Converting the numbers
Let Montgomery(x’,y’) = (x’y’)/R (mod p) be the Montgomery reduction of x’ and y’.
Like I mentioned, in order to compute the Montgomery representation of a number or in order to convert it back, you need to multiply by R modulo p or divide by R modulo p. You can compute this remainders using a classic, expensive algorithm, since for practical applications you’ll rarely need to convert the numbers (for example, in a cryptographic application: since no one will need to actually see the real form of the numbers, there is no need for conversions and it’s possible to work entirely in the Montgomery domain). But there is also another approach. You can precompute R’ = R^2 (mod p) and then convert a number x to xR (mod p) by simple computing the Montgomery reduction of x and R’, since Montgomery(x, R’) = Montgomery(x, R^2) = (xRR)/R (mod p) = xR (mod p). To convert back a number x’ = xR (mod p), simply compute the Montgomery reduction of x’ and 1, since Montgomery(x’, 1) = Montgomery(xR, 1) = (xR)/R (mod p) = x (mod p).
The magic numbers
Let B be the base you’re working with. The main step of the Montgomery reduction is “add a multiple k of p that, when added to a, makes its i-th digit zero”. It’s not hard to find k. First, notice that the only relevant digits are the first digit of p (call it p) and the i-th digit of a (call it a[i]). Then:
a[i] + k * p = 0 (mod B) k = a[i] * -(1/p) (mod B)

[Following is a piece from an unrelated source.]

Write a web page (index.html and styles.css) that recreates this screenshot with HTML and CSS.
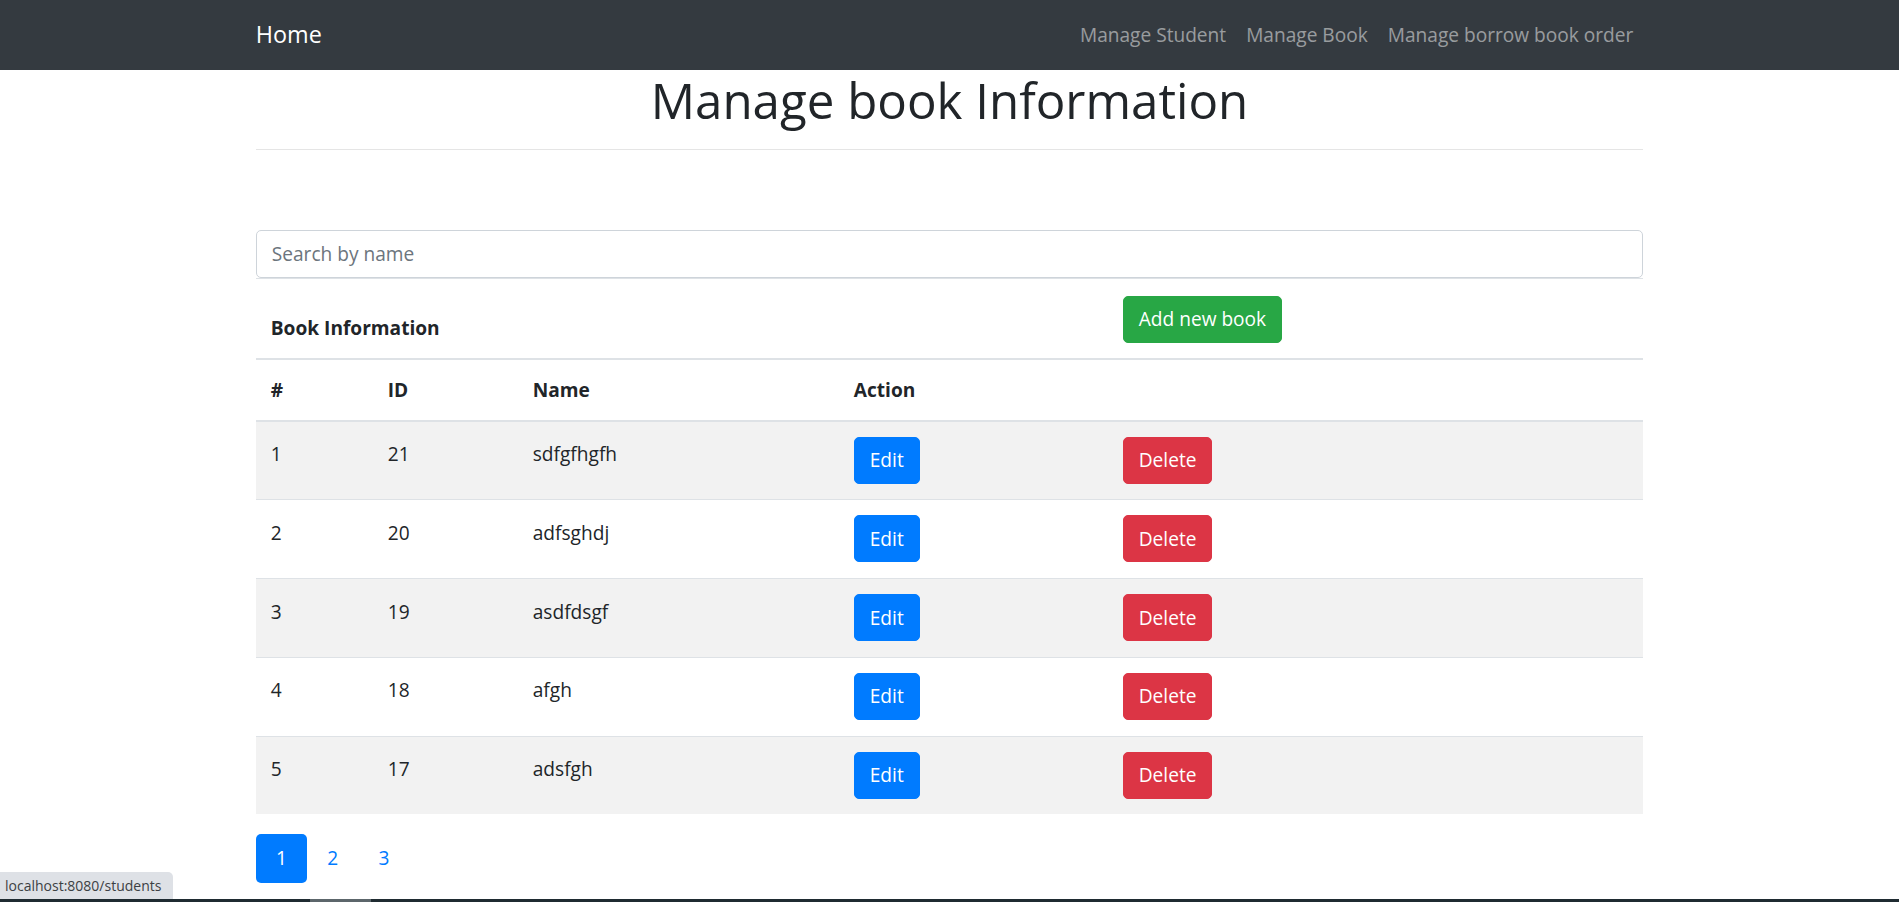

You can precompute -(1/p) (mod B) and then multiply it by a[i] in order to find k. In our example, with p = 97 and base 10, this value is -(1/7) (mod 10) = -3 (mod 10) = 7.
In the real world
For example, in elliptic curve cryptography in the 128-bit level of security, the operands have 256 bits. Suppose the target platform is a desktop PC with 32 bits. Then the operands are represented by eight 32-bit digits (i.e. B=2^32 as opposed to B=10 in the examples); R is 2^256; and the Montgomery reduction requires eight steps (since the numbers have eight integers).
If you look carefully, you can notice that the Montgomery reduction is nothing more than a multiplication of p with an operand which is computed on the fly (the “magic numbers”). This allows the use of many optimizations from multiplication algorithms.